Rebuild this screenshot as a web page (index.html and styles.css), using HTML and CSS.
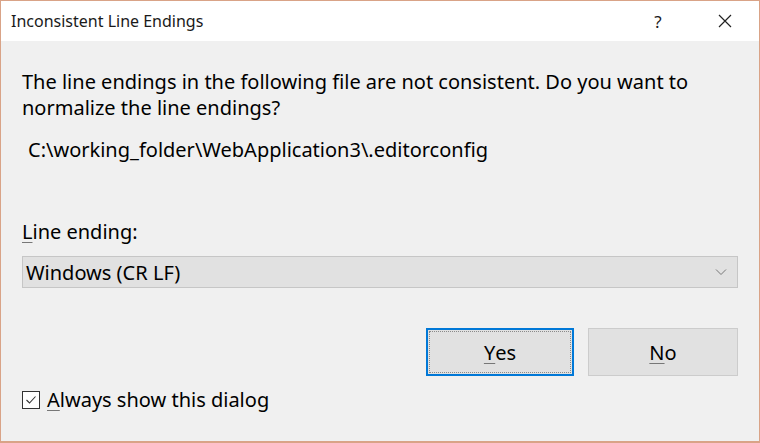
FILE: index.html
```html
<!DOCTYPE html>
<html>
<head>
<meta charset="utf-8">
<link rel="stylesheet" href="styles.css">
</head>
<body>
<div class="window">
  <div class="titlebar">
    <div class="title">Inconsistent Line Endings</div>
    <div class="tb-buttons">
      <span class="tb-help">?</span>
      <span class="tb-close"><svg width="16" height="16" viewBox="0 0 16 16"><path d="M2 2 L14 14 M14 2 L2 14" stroke="#222" stroke-width="1.2" fill="none"/></svg></span>
    </div>
  </div>
  <div class="content">
    <p class="message">The line endings in the following file are not consistent. Do you want to normalize the line endings?</p>
    <p class="path">C:\working_folder\WebApplication3\.editorconfig</p>
    <div class="label"><u>L</u>ine ending:</div>
    <div class="combo">
      <span>Windows (CR LF)</span>
      <svg class="chev" width="12" height="8" viewBox="0 0 12 8"><path d="M1 1.5 L6 6.5 L11 1.5" stroke="#777" stroke-width="1" fill="none"/></svg>
    </div>
    <div class="buttons">
      <div class="btn btn-default"><span class="focus"><u>Y</u>es</span></div>
      <div class="btn"><span><u>N</u>o</span></div>
    </div>
    <div class="check">
      <span class="box"><svg width="14" height="14" viewBox="0 0 14 14"><path d="M2.5 7 L5.5 10 L11.5 3.5" stroke="#333" stroke-width="1.1" fill="none"/></svg></span>
      <span><u>A</u>lways show this dialog</span>
    </div>
  </div>
</div>
</body>
</html>
```
FILE: styles.css
```css
html, body {
  margin: 0;
  padding: 0;
}
body {
  font-family: "Noto Sans", "Open Sans", sans-serif;
  color: #000;
}
.window {
  width: 760px;
  height: 443px;
  box-sizing: border-box;
  border: 1px solid #d9a387;
  border-bottom-width: 2px;
  background: #f0f0f0;
  display: flex;
  flex-direction: column;
}
.titlebar {
  height: 40px;
  flex: none;
  background: #fff;
  display: flex;
  align-items: center;
  justify-content: space-between;
  padding-left: 10px;
}
.title {
  font-size: 16px;
  color: #1a1a1a;
}
.tb-buttons {
  display: flex;
  align-items: center;
}
.tb-help {
  font-size: 17px;
  width: 66px;
  text-align: center;
  color: #1a1a1a;
}
.tb-close {
  width: 68px;
  display: flex;
  justify-content: center;
}
.content {
  padding: 0 21px 0 21px;
  display: flex;
  flex-direction: column;
  font-size: 20px;
}
.message {
  margin: 28px 0 0 0;
  line-height: 26px;
}
.path {
  margin: 16px 0 0 6px;
  line-height: 26px;
}
.label {
  margin-top: 56px;
  line-height: 26px;
}
u {
  text-decoration-thickness: 1px;
  text-underline-offset: 3px;
  text-decoration-color: #777;
}
.combo {
  margin-top: 11px;
  height: 32px;
  box-sizing: border-box;
  border: 1px solid #c6c6c6;
  background: #e1e1e1;
  display: flex;
  align-items: center;
  justify-content: space-between;
  padding: 0 10px 0 3px;
}
.chev {
  display: block;
}
.buttons {
  margin-top: 40px;
  display: flex;
  justify-content: flex-end;
  gap: 14px;
}
.btn {
  width: 150px;
  height: 48px;
  box-sizing: border-box;
  border: 1px solid #cccccc;
  background: #e1e1e1;
  display: flex;
  align-items: center;
  justify-content: center;
}
.btn-default {
  width: 148px;
  border: 2px solid #0078d7;
  padding: 1px;
}
.btn-default .focus {
  flex: 1;
  align-self: stretch;
  border: 1px dotted #8a8a8a;
  display: flex;
  align-items: center;
  justify-content: center;
}
.check {
  margin-top: 11px;
  display: flex;
  align-items: center;
  gap: 7px;
  line-height: 26px;
}
.box {
  width: 18px;
  height: 18px;
  box-sizing: border-box;
  border: 1px solid #333;
  background: #fff;
  display: flex;
  align-items: center;
  justify-content: center;
}
.box svg {
  display: block;
}
```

_Goal of the exercise:_ Without the images, write out each line of the data verbatim.

_Finished exercise:_
Rebuild this screenshot as a web page (index.html and styles.css), using HTML and CSS.
FILE: index.html
```html
<!DOCTYPE html>
<html>
<head>
<meta charset="utf-8">
<link rel="stylesheet" href="styles.css">
</head>
<body>
<div class="window">
  <div class="titlebar">
    <div class="title">Inconsistent Line Endings</div>
    <div class="tb-buttons">
      <span class="tb-help">?</span>
      <span class="tb-close"><svg width="16" height="16" viewBox="0 0 16 16"><path d="M2 2 L14 14 M14 2 L2 14" stroke="#222" stroke-width="1.2" fill="none"/></svg></span>
    </div>
  </div>
  <div class="content">
    <p class="message">The line endings in the following file are not consistent. Do you want to normalize the line endings?</p>
    <p class="path">C:\working_folder\WebApplication3\.editorconfig</p>
    <div class="label"><u>L</u>ine ending:</div>
    <div class="combo">
      <span>Windows (CR LF)</span>
      <svg class="chev" width="12" height="8" viewBox="0 0 12 8"><path d="M1 1.5 L6 6.5 L11 1.5" stroke="#777" stroke-width="1" fill="none"/></svg>
    </div>
    <div class="buttons">
      <div class="btn btn-default"><span class="focus"><u>Y</u>es</span></div>
      <div class="btn"><span><u>N</u>o</span></div>
    </div>
    <div class="check">
      <span class="box"><svg width="14" height="14" viewBox="0 0 14 14"><path d="M2.5 7 L5.5 10 L11.5 3.5" stroke="#333" stroke-width="1.1" fill="none"/></svg></span>
      <span><u>A</u>lways show this dialog</span>
    </div>
  </div>
</div>
</body>
</html>
```
FILE: styles.css
```css
html, body {
  margin: 0;
  padding: 0;
}
body {
  font-family: "Noto Sans", "Open Sans", sans-serif;
  color: #000;
}
.window {
  width: 760px;
  height: 443px;
  box-sizing: border-box;
  border: 1px solid #d9a387;
  border-bottom-width: 2px;
  background: #f0f0f0;
  display: flex;
  flex-direction: column;
}
.titlebar {
  height: 40px;
  flex: none;
  background: #fff;
  display: flex;
  align-items: center;
  justify-content: space-between;
  padding-left: 10px;
}
.title {
  font-size: 16px;
  color: #1a1a1a;
}
.tb-buttons {
  display: flex;
  align-items: center;
}
.tb-help {
  font-size: 17px;
  width: 66px;
  text-align: center;
  color: #1a1a1a;
}
.tb-close {
  width: 68px;
  display: flex;
  justify-content: center;
}
.content {
  padding: 0 21px 0 21px;
  display: flex;
  flex-direction: column;
  font-size: 20px;
}
.message {
  margin: 28px 0 0 0;
  line-height: 26px;
}
.path {
  margin: 16px 0 0 6px;
  line-height: 26px;
}
.label {
  margin-top: 56px;
  line-height: 26px;
}
u {
  text-decoration-thickness: 1px;
  text-underline-offset: 3px;
  text-decoration-color: #777;
}
.combo {
  margin-top: 11px;
  height: 32px;
  box-sizing: border-box;
  border: 1px solid #c6c6c6;
  background: #e1e1e1;
  display: flex;
  align-items: center;
  justify-content: space-between;
  padding: 0 10px 0 3px;
}
.chev {
  display: block;
}
.buttons {
  margin-top: 40px;
  display: flex;
  justify-content: flex-end;
  gap: 14px;
}
.btn {
  width: 150px;
  height: 48px;
  box-sizing: border-box;
  border: 1px solid #cccccc;
  background: #e1e1e1;
  display: flex;
  align-items: center;
  justify-content: center;
}
.btn-default {
  width: 148px;
  border: 2px solid #0078d7;
  padding: 1px;
}
.btn-default .focus {
  flex: 1;
  align-self: stretch;
  border: 1px dotted #8a8a8a;
  display: flex;
  align-items: center;
  justify-content: center;
}
.check {
  margin-top: 11px;
  display: flex;
  align-items: center;
  gap: 7px;
  line-height: 26px;
}
.box {
  width: 18px;
  height: 18px;
  box-sizing: border-box;
  border: 1px solid #333;
  background: #fff;
  display: flex;
  align-items: center;
  justify-content: center;
}
.box svg {
  display: block;
}
```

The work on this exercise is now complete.